“Ravings” are a series of essays written by my sister Linda J. Clarke. It was her hope that people who read them would gain a “tenderness and appreciation for the animals and plants who share this world with us.” For more on Linda and her book, “On A Planet Sailing West”, click here … Linda Clarke.
I have learned through a secretly released report that a small vehicle from another galaxy recently floated through our solar system and briefly hovered over our planet. The ship’s computers confirmed that of the billions and billions of worlds populated with living organisms, ours is an average planet and our sun an average star.
Apparently, this unusual visit was prompted by a plaintive sub-space lament the ship’s computers picked up, from both our oceans and dry land masses, which seemed to be a collective expression of sorrow. These sophisticated instruments had detected such sounds before as their starship wandered from one sector to another in deep space. Mysterious whisperings, interpreted as haunting appeals or pleas, usually indicated a large-scale planet-wide extinction in process and were always investigated by the ship’s crew who were a deeply compassionate race and often acted upon an instinct to help an immature species in its natural progression for entry into the cosmic community.
A planet must have oceans, oxygen and billions of years of life in its geological and evolutionary history before sensor arrays detect the unmistakable grieving sound. Their data indicated that earth is a water world, the oceans covering over 71 percent of the planet’s surface, and that life here has flourished for several billion years, developing
intelligence and a technical civilization about midway during the approximate life span of the sun, a healthy yellow dwarf star. Currently, over ten million species live on earth, all direct descendants of organisms that lived 3.8 billion years ago. The crew also confirmed that in less than a hundred years, over half of these species will be extinct, particularly the largest, most intelligent, and most beautiful of the species.

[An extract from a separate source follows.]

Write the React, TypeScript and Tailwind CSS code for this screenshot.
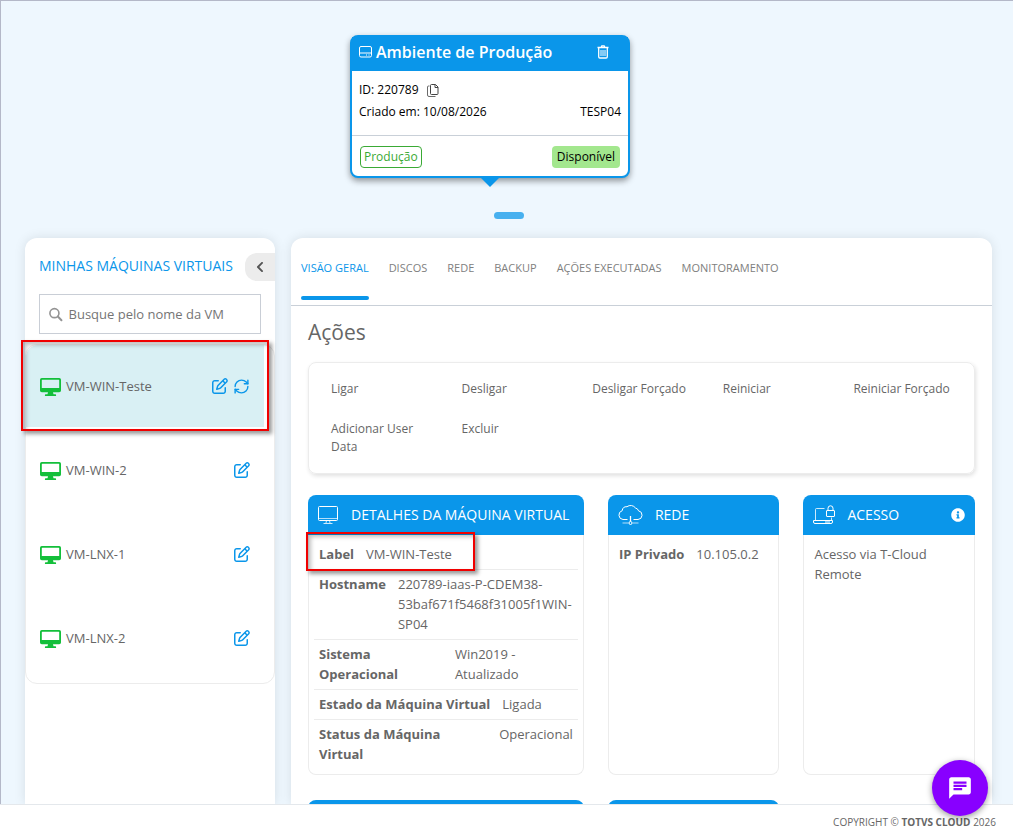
import { RefreshCw } from "lucide-react";
import { FaChevronLeft, FaInfoCircle } from "react-icons/fa";
import { FaRegPenToSquare } from "react-icons/fa6";
import { MdChat } from "react-icons/md";

const machines = ["VM-WIN-Teste", "VM-WIN-2", "VM-LNX-1", "VM-LNX-2"];

const tabs = [
  "VISÃO GERAL",
  "DISCOS",
  "REDE",
  "BACKUP",
  "AÇÕES EXECUTADAS",
  "MONITORAMENTO",
];

const actions = [
  "Ligar",
  "Desligar",
  "Desligar Forçado",
  "Reiniciar",
  "Reiniciar Forçado",
  "Adicionar User Data",
  "Excluir",
];

const details = [
  { label: "Label", value: "VM-WIN-Teste", highlight: true },
  { label: "Hostname", value: "220789-iaas-P-CDEM38-53baf671f5468f31005f1WIN-SP04" },
  { label: "Sistema Operacional", value: "Win2019 - Atualizado" },
  { label: "Estado da Máquina Virtual", value: "Ligada" },
  { label: "Status da Máquina Virtual", value: "Operacional" },
];

function DriveIcon() {
  return (
    <svg width="13" height="12" viewBox="0 0 13 12" fill="none" stroke="white">
      <rect x=".5" y=".5" width="12" height="10.500" rx="1.500" />
      <path d="M.5 7h12M7 9h1M9.500 9h1" />
    </svg>
  );
}

function TrashIcon() {
  return (
    <svg width="12" height="14" viewBox="0 0 12 14" fill="none" stroke="white">
      <path d="M.5 2.500h11M4 2.500l.8-1.700h2.400L8 2.500" strokeWidth="1.300" />
      <path d="M1.700 3v8.800a1.200 1.200 0 0 0 1.200 1.200h6.200a1.200 1.200 0 0 0 1.200-1.200V3" strokeWidth="1.300" />
      <path d="M4 5v6M6 5v6M8 5v6" />
    </svg>
  );
}

function CopyIcon() {
  return (
    <svg width="12" height="13" viewBox="0 0 12 13" fill="none" stroke="#444">
      <path d="M3.500 1.500a1 1 0 0 1 1-1H8.500L11 3v6.500a1 1 0 0 1-1 1H4.500a1 1 0 0 1-1-1z" />
      <path d="M8 .5V3.500h3" />
      <path d="M2.500 2h-1a1 1 0 0 0-1 1v8a1.500 1.500 0 0 0 1.500 1.500h6.500" strokeWidth=".8" />
    </svg>
  );
}

function SearchIcon() {
  return (
    <svg width="15" height="15" viewBox="0 0 15 15" fill="none" stroke="#949494">
      <circle cx="6" cy="6" r="5" strokeWidth="1.800" />
      <path d="M9.800 9.800l4 4" strokeWidth="2.200" strokeLinecap="round" />
    </svg>
  );
}

function DesktopIcon() {
  return (
    <svg width="21" height="18" viewBox="0 0 21 18" fill="#13bf3a">
      <path
        fillRule="evenodd"
        d="M1.800 0h17.400A1.800 1.800 0 0 1 21 1.800v10.700a1.800 1.800 0 0 1-1.800 1.800H13l.5 2h1.800a.8.8 0 0 1 0 1.700H5.700a.8.8 0 0 1 0-1.700h1.800l.5-2H1.800A1.800 1.800 0 0 1 0 12.500V1.800A1.800 1.800 0 0 1 1.800 0zM2.300 1.800a.5.5 0 0 0-.5.5V10h17.400V2.300a.5.500 0 0 0-.5-.5z"
      />
    </svg>
  );
}

function MonitorIcon() {
  return (
    <svg width="21" height="19" viewBox="0 0 21 19" fill="none" stroke="white">
      <rect x=".5" y=".5" width="19" height="14" rx="1" />
      <path d="M1 12.500h18.500" strokeWidth=".7" />
      <path d="M8.500 14.500l-.5 2.500M11.500 14.500l.5 2.500M5.500 17.500h9" strokeWidth=".8" />
    </svg>
  );
}

function CloudIcon() {
  return (
    <svg width="25" height="20" viewBox="0 0 25 20" fill="none" stroke="white">
      <path d="M9.500 14.500H5A4.500 4.500 0 0 1 4.200 5.700 4.500 4.500 0 0 1 9 1.700 6 6 0 0 1 17.500 3 4 4 0 0 1 20.500 5.800 4.400 4.400 0 0 1 20 14.500h-4.500" />
      <path d="M12.500 11v5.500" strokeWidth="1.300" />
      <path d="M4.500 18h6M14.500 18h6" strokeWidth=".7" />
      <circle cx="12.500" cy="18" r="1.500" />
    </svg>
  );
}

function LaptopLockIcon() {
  return (
    <svg width="22" height="20" viewBox="0 0 22 20" fill="none" stroke="white">
      <path d="M11.500 3.500h-8a1 1 0 0 0-1 1v11M18.500 12.500v3" strokeWidth=".8" />
      <path d="M.5 15.500h19v1.500a1.500 1.500 0 0 1-1.500 1.500H2A1.500 1.500 0 0 1 .5 17zM12 17h5" />
      <rect x="13.500" y="5.500" width="8" height="6" rx=".5" />
      <path d="M15 5.500V3.300a2.500 2.500 0 0 1 5 0v2.200" />
    </svg>
  );
}

function EnvironmentCard() {
  return (
    <section className="relative w-[280px] rounded-lg border-2 border-[#0a96ea] bg-white text-xs text-black shadow-[0_3px_6px_rgba(0,0,0,0.4)]">
      <header className="flex h-[34px] items-center gap-1 bg-[#0a96ea] px-[7px] pb-1 text-white">
        <DriveIcon />
        <h1 className="text-base font-semibold">Ambiente de Produção</h1>
        <button className="mr-3 ml-auto" aria-label="Excluir ambiente">
          <TrashIcon />
        </button>
      </header>
      <div className="flex h-16 flex-col gap-[2px] px-[7px] pt-[9px]">
        <div className="flex h-5 items-center gap-2">
          ID: 220789
          <button aria-label="Copiar ID">
            <CopyIcon />
          </button>
        </div>
        <div className="flex h-5 items-center justify-between">
          <span>Criado em: 10/08/2026</span>
          <span>TESP04</span>
        </div>
      </div>
      <div className="flex h-[41px] items-center justify-between border-t border-[#c9d0d8] px-2 pt-[2px]">
        <span className="flex h-[22px] items-center rounded border border-[#3aaa35] px-[3px] text-[#3aaa35]">
          Produção
        </span>
        <span className="flex h-[22px] items-center rounded bg-[#a3e78e] px-[5px]">
          Disponível
        </span>
      </div>
      <div className="absolute top-full left-1/2 -translate-x-1/2 border-x-11 border-t-11 border-x-transparent border-t-[#0a96ea]" />
    </section>
  );
}

function Sidebar() {
  return (
    <aside className="w-[250px] shrink-0 rounded-t-xl bg-white shadow-[0_0_12px_rgba(0,0,0,0.1)]">
      <div className="mt-[15px] flex h-7 items-center justify-between pl-[14px]">
        <h2 className="pb-[2px] text-sm whitespace-nowrap text-[#0a96ea]">
          MINHAS MÁQUINAS VIRTUAIS
        </h2>
        <button
          className="flex h-7 w-[30px] items-center justify-center rounded-l-xl bg-[#ececec] text-[#555]"
          aria-label="Recolher"
        >
          <FaChevronLeft size={12} />
        </button>
      </div>
      <label className="mx-[14px] mt-[13px] flex h-10 items-center gap-[6px] border border-[#c9ced6] px-[9px]">
        <SearchIcon />
        <input
          className="w-full pt-px text-[13px] outline-none placeholder:text-[#757575]"
          placeholder="Busque pelo nome da VM"
          aria-label="Busque pelo nome da VM"
        />
      </label>
      <ul className="mt-[10px] rounded-xl border border-[#ececec] pb-[2px]">
        {machines.map((name, index) => (
          <li key={name} className="relative h-[84px]">
            <div
              className={
                index === 0
                  ? "mr-[10px] flex h-[82px] items-center rounded-tl-xl bg-[#d9f0f4] px-[14px] pt-[2px]"
                  : "mr-[10px] flex h-[82px] items-center px-[14px] pt-[2px]"
              }
            >
              <DesktopIcon />
              <span className="ml-[5px] text-[13px]">{name}</span>
              <div className="mb-[2px] ml-auto flex gap-[5px] text-[#0a96ea]">
                <button aria-label={"Editar " + name}>
                  <FaRegPenToSquare size={16} />
                </button>
                {index === 0 && (
                  <button aria-label={"Atualizar " + name}>
                    <RefreshCw size={17} />
                  </button>
                )}
              </div>
            </div>
            {index === 0 && (
              <div className="absolute -top-[5px] right-[5px] -bottom-[2px] -left-[5px] border-2 border-[#f00000] shadow-[3px_3px_4px_rgba(0,0,0,0.4),inset_3px_3px_4px_rgba(0,0,0,0.25)]" />
            )}
          </li>
        ))}
      </ul>
    </aside>
  );
}

function Card({ icon, title, info, children }: any) {
  return (
    <section className="flex flex-col">
      <header className="flex h-10 shrink-0 items-center gap-3 rounded-t-lg bg-[#0a96ea] px-[10px] text-white">
        {icon}
        <h3 className="text-sm whitespace-nowrap">{title}</h3>
        {info && (
          <button className="ml-auto" aria-label="Informações">
            <FaInfoCircle size={14} />
          </button>
        )}
      </header>
      <div className="grow rounded-b-lg border border-t-0 border-[#ececec] px-[5px] pt-[5px] text-[13px] leading-5">
        {children}
      </div>
    </section>
  );
}

function Overview() {
  return (
    <main className="min-w-0 flex-1 rounded-t-xl bg-white shadow-[0_0_12px_rgba(0,0,0,0.1)]">
      <nav className="flex h-[68px] gap-5 border-b border-[#c9d0d8] px-[10px] text-[11px] text-[#808080]">
        {tabs.map((tab, index) => (
          <button
            key={tab}
            className={
              index === 0
                ? "relative h-[60px] whitespace-nowrap text-[#0a96ea]"
                : "h-[60px] whitespace-nowrap"
            }
          >
            {tab}
            {index === 0 && (
              <span className="absolute inset-x-0 -bottom-[2px] h-1 rounded-full bg-[#0a96ea]" />
            )}
          </button>
        ))}
      </nav>
      <div className="px-[17px]">
        <h2 className="mt-[10px] text-[21px] leading-8">Ações</h2>
        <div className="mt-[14px] grid grid-cols-5 gap-x-8 gap-y-[22px] rounded-lg border border-[#ececec] px-[22px] py-[17px] text-xs leading-[18px] shadow-[1px_2px_4px_rgba(0,0,0,0.12)]">
          {actions.map((action) => (
            <button key={action} className="self-start text-left">
              {action}
            </button>
          ))}
        </div>
        <div className="mt-[21px] grid grid-cols-[275fr_171fr_171fr] grid-rows-[280px_280px] gap-x-6 gap-y-[25px]">
          <Card icon={<MonitorIcon />} title="DETALHES DA MÁQUINA VIRTUAL">
            <dl>
              {details.map((row) => (
                <div
                  key={row.label}
                  className="relative flex gap-3 border-b border-[#ececec] px-[5px] pt-1 pb-[5px] last:border-b-0"
                >
                  <dt className="font-bold">{row.label}</dt>
                  <dd>{row.value}</dd>
                  {row.highlight && (
                    <div className="absolute -top-2 -left-2 h-[39px] w-[169px] border-2 border-[#f00000] shadow-[3px_3px_4px_rgba(0,0,0,0.4),inset_3px_3px_4px_rgba(0,0,0,0.25)]" />
                  )}
                </div>
              ))}
            </dl>
          </Card>
          <Card icon={<CloudIcon />} title="REDE">
            <dl className="flex gap-3 px-[5px] pt-1">
              <dt className="font-bold">IP Privado</dt>
              <dd>10.105.0.2</dd>
            </dl>
          </Card>
          <Card icon={<LaptopLockIcon />} title="ACESSO" info>
            <p className="px-[5px] pt-1">Acesso via T-Cloud Remote</p>
          </Card>
          <Card />
          <Card />
        </div>
      </div>
    </main>
  );
}

export default function App() {
  return (
    <div className="flex h-screen flex-col bg-white font-['Open_Sans',sans-serif] text-[#666]">
      <div className="flex min-h-0 flex-1 flex-col overflow-hidden border-t border-l border-[#b4b8c8] bg-[#eef7fe]">
        <div className="flex justify-center pt-[34px] pr-[34px]">
          <EnvironmentCard />
        </div>
        <button
          className="mt-[34px] ml-1 h-[7px] w-[30px] shrink-0 self-center rounded-full bg-[#47b0ef]"
          aria-label="Página 1"
        />
        <div className="mt-[19px] flex min-h-0 flex-1 gap-4 pr-[21px] pl-6">
          <Sidebar />
          <Overview />
        </div>
      </div>
      <footer className="flex h-[34px] shrink-0 items-center justify-end border-t border-[#e4e8ec] pt-[2px] pr-[17px] text-[10px]">
        <span>
          COPYRIGHT © <strong>TOTVS CLOUD</strong> 2026
        </span>
      </footer>
      <button
        className="fixed right-[25px] bottom-[22px] flex size-14 items-center justify-center rounded-full bg-[#8800ff] text-white shadow-[0_2px_6px_rgba(0,0,0,0.4)]"
        aria-label="Abrir chat"
      >
        <MdChat size={26} />
      </button>
    </div>
  );
}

Upon entering the earth’s atmosphere, they determined the cause of this worldwide anguish is the same as on other distressed planets: one dominant species in its headlong rush to build a scientific civilization, grows so aggressive and overpopulated and self-important that it takes over and occupies the habitat of the rest of the life forms who, finding themselves pushed aside and subdued, are unable to live as their nature intends them to live. Thus conquered, their movements restricted, these captive species unconsciously send out these sorrowful sounds on a psychic wave into the universe.
Very social family animals who travel in groups seem the most tragic, their lives the most interfered with. Wolves, for example, dolphins and whales, orangutans and gorillas, elephants are all tortured in one way or another. Some of these creatures, notably dolphins, whales and elephants have considerable intelligence and communicativeness but have not developed the capacity to create their own technology.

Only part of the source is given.